The next time you pass a newsstand, consider the person who determined what publications would be displayed. The newsstand operator tries to appeal to passersby with a snapshot of what’s occurring in the world. When news aggregation occurs on a street corner, it’s a fairly simple business enterprise. When it happens on the Internet, some people in the Russian government, maybe Vladimir Putin included, are ready to treat it like a mass media undertaking.
Russian lawmakers are taking steps to classify news-aggregating websites as mass media, which would require companies like Yandex to register with the government and face stricter regulations. This latest legislative initiative responds to comments Putin made at a public forum in April 2014, when pro-Kremlin blogger Viktor Levanov asked the President how the state defines Yandex’s news-aggregation service. Levanov expressed concern that millions of people visit Yandex every day, where they see the website’s list of the “top five” news stories. Putin promised that the government was investigating the legal status of such online services, and would soon come to a decision.
Members of the Russian parliament seem to have read in Putin’s remarks not a “wait-and-see” message, but a call to action. On May 13, Duma Deputy Andrei Lugovoi asked the Attorney General to issue a ruling about whether Yandex is in fact part of the mass media. An answer is expected by mid-June. Reporting on the story, Russian newspaper RBC quotes several state officials who argue that Yandex must either part with its news-aggregation service, or accept the status (and restrictions) of mass media.
Apparent in many of the comments by government authorities is a blatant misunderstanding of how Yandex News actually works.
Yandex News is indeed intensely popular. Between May 2008 and March 2014, the service’s average daily visitors in Russia rose from about 600 thousand to 5.9 million. Yandex’s home page, which displays any moment’s “top 5” trending news articles, now attracts over 22 million people every day. Yandex, however, produces no original content. Moreover, the aggregation process, according to its designers, is entirely automated. Nobody at Yandex is writing anything. Nobody is even handpicking anything. Algorithms are responsible for everything found on the website.
Many in the Russian government, however, either fail to comprehend this, or refuse to believe it. Seemingly, state officials and pro-Kremlin activists are inclined to view the popularity of “bad news” in Russia as an editorial ploy to turn the public against the government. Yandex is no stranger to such paranoia. One of the most frequently asked questions featured in Yandex’s help section asks, “Why is all the aggregated news so negative?” (Yandex’s answer is that aggregated news is negative when most individual news stories are negative.)
Curiously, Google’s news-aggregation service seems not to interest Russian lawmakers. RBC quotes an anonymous source in United Russia, the country’s ruling political party, who claims that Google doesn’t curate news articles. While the service is perhaps more primitive than what Yandex offers, Google does in fact aggregate Russian news. There is even a feature called “Editors’ Picks” that allows publishers to handpick particular content.

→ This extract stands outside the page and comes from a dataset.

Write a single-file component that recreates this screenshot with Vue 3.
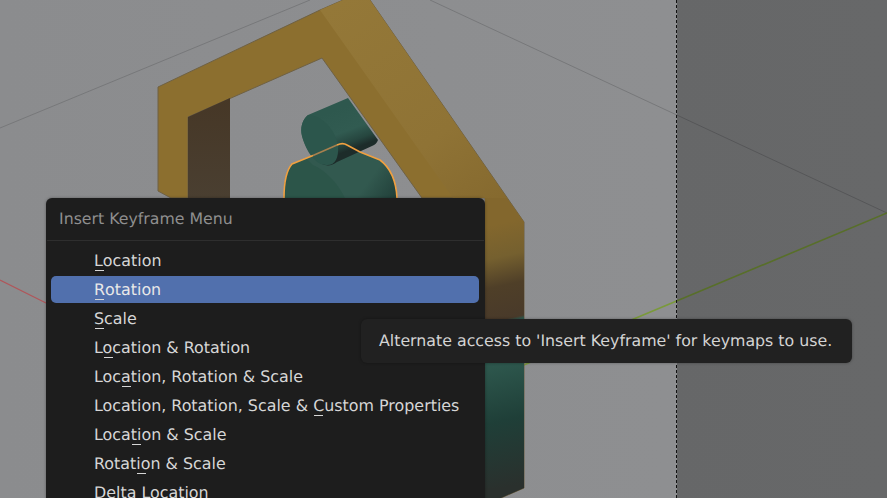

According to reports, the Attorney General is expected to rule that Yandex’s news service does indeed constitute a mass media outlet. Once that determination is made public, Lugovoi or some other Duma deputy is likely to sponsor new legislation that would formalize the legal obligations of news aggregators like Yandex.
Could new regulations pressure Yandex into abandoning news aggregation altogether? Probably not. In 2013, Yandex earned more than 891 million dollars in advertising revenue—much of it from its News portal.